M: “Great. Good to hear. Care for a push up bra?”
She was a fax machine
She kept her modem clean
She was the best damn printer that I’ve ever seen
scoring in hockey: 1, 2, 3, 4, 5
scoring in baseball: 1, 2, 3, 4, 5
scoring in basketball: 2, 4, 6, 8, 10
scoring in tennis: love, 15, 30, 40, turkey sandwich, spider, 57, keanu reeves
Chinese Food: $16.72
Gas to Get to Restaurant: $1.94
Getting Home and Realizing They Forgot One of Your Food Containers: Riceless
When I was going into surgery my dad said “Good luck w/ your surgery” and I said “you too” so now my dad has to get surgery too, he’s pissed
[1st day as judge]
Murderer: [waves at me]
Me [waves back]: He seems nice
Lawyer: He killed six people
Me: He probably didn’t mean it
mood
God: And they will have relationships full of love, commitment, and passion
Angel: Sounds perfect
God: Lol, they have to pick two of three
ME: [knocks on neighbors door] I think I ran over your cat.
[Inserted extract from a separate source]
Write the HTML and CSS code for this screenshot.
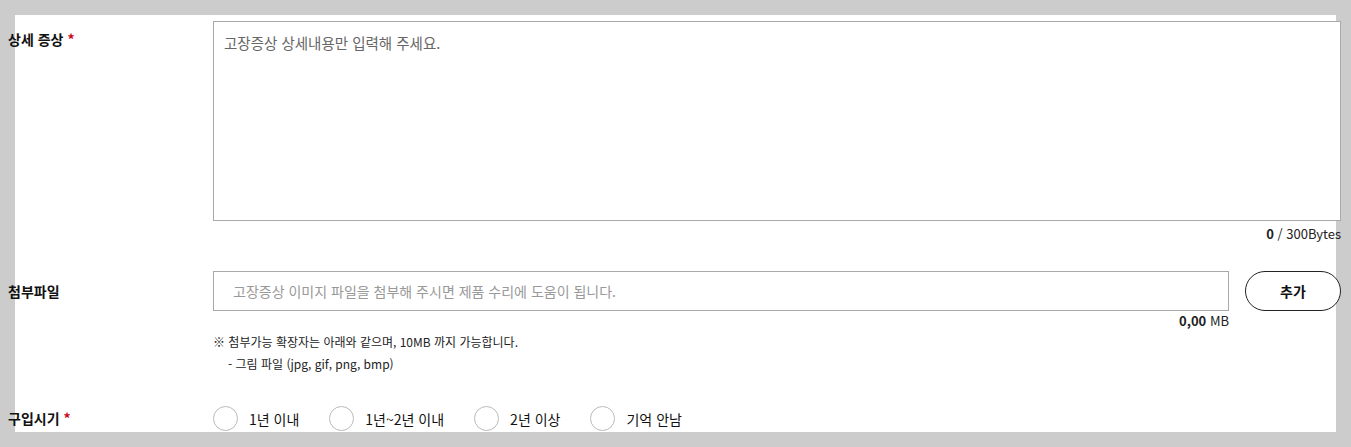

NEIGHBOR: What did the cat look like?
ME: *making face like I’m screaming* Like that.
Going viral is a great way to see that 50,000 people looked at your profile and thought, nah.
Woman: I love a man with an accent
Mán: Well hello there
Inside you are two Cookie Monster. One want cookie. The other want more cookie.
This chapter of my life is called.
“Pushing a pull door”
Leftovers implies the existence of rightovers and if you‘ve got extra mac & cheese I’ll be right over.